→ **STATED GOAL**: In the data below, find every line that has the string "with", and copy it.

→ **STORED DATA**:
-.-.-

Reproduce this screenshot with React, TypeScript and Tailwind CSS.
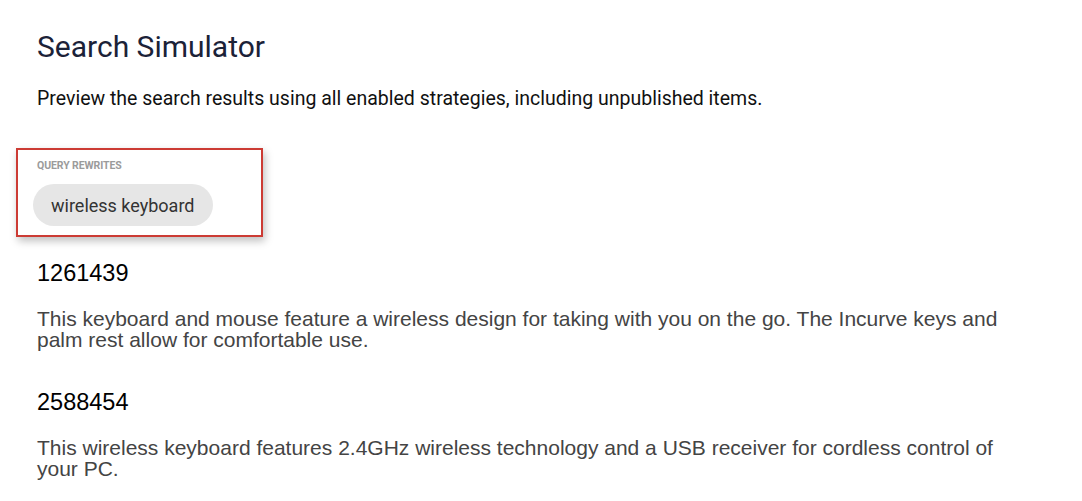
import React from "react";

const results = [
  {
    id: "1261439",
    desc: "This keyboard and mouse feature a wireless design for taking with you on the go. The Incurve keys and palm rest allow for comfortable use.",
  },
  {
    id: "2588454",
    desc: "This wireless keyboard features 2.4GHz wireless technology and a USB receiver for cordless control of your PC.",
  },
];

export default function App() {
  return (
    <div className="min-h-[501px] w-[1082px] bg-white px-[37px] pt-[29px]">
      <h1 className="font-['Roboto',sans-serif] text-[30px] leading-[36px] font-normal text-[#1b2238]">
        Search Simulator
      </h1>
      <p className="mt-[21px] font-['Roboto',sans-serif] text-[19.5px] leading-[26px] text-[#111111]">
        Preview the search results using all enabled strategies, including unpublished items.
      </p>

      <div className="mt-[36px] -ml-[21px] w-[247px] border-2 border-[#cc3b34] bg-white pt-[10px] pb-[9px] pl-[15px] shadow-[2px_4px_8px_rgba(0,0,0,0.25)]">
        <div className="ml-[4px] font-['Roboto',sans-serif] text-[10.5px] leading-[12px] font-bold uppercase tracking-[-0.1px] text-[#9b9b9b]">
          Query Rewrites
        </div>
        <div className="mt-[12px] flex">
          <span className="flex h-[42px] items-center rounded-full bg-[#e6e6e6] px-[18px] font-['Roboto',sans-serif] text-[18px] text-[#333333]">
            wireless keyboard
          </span>
        </div>
      </div>

      <div className="mt-[22px] flex flex-col gap-[38px] font-['Liberation_Sans',Arial,sans-serif]">
        {results.map((r) => (
          <div key={r.id} className="flex flex-col">
            <div className="text-[23.5px] leading-[28px] text-black">{r.id}</div>
            <p className="mt-[21px] w-[1000px] text-[21px] leading-[21px] text-[#444444]">
              {r.desc}
            </p>
          </div>
        ))}
      </div>
    </div>
  );
}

-.-.-

→ **EXERCISE SOLUTION**:
Reproduce this screenshot with React, TypeScript and Tailwind CSS.
    desc: "This keyboard and mouse feature a wireless design for taking with you on the go. The Incurve keys and palm rest allow for comfortable use.",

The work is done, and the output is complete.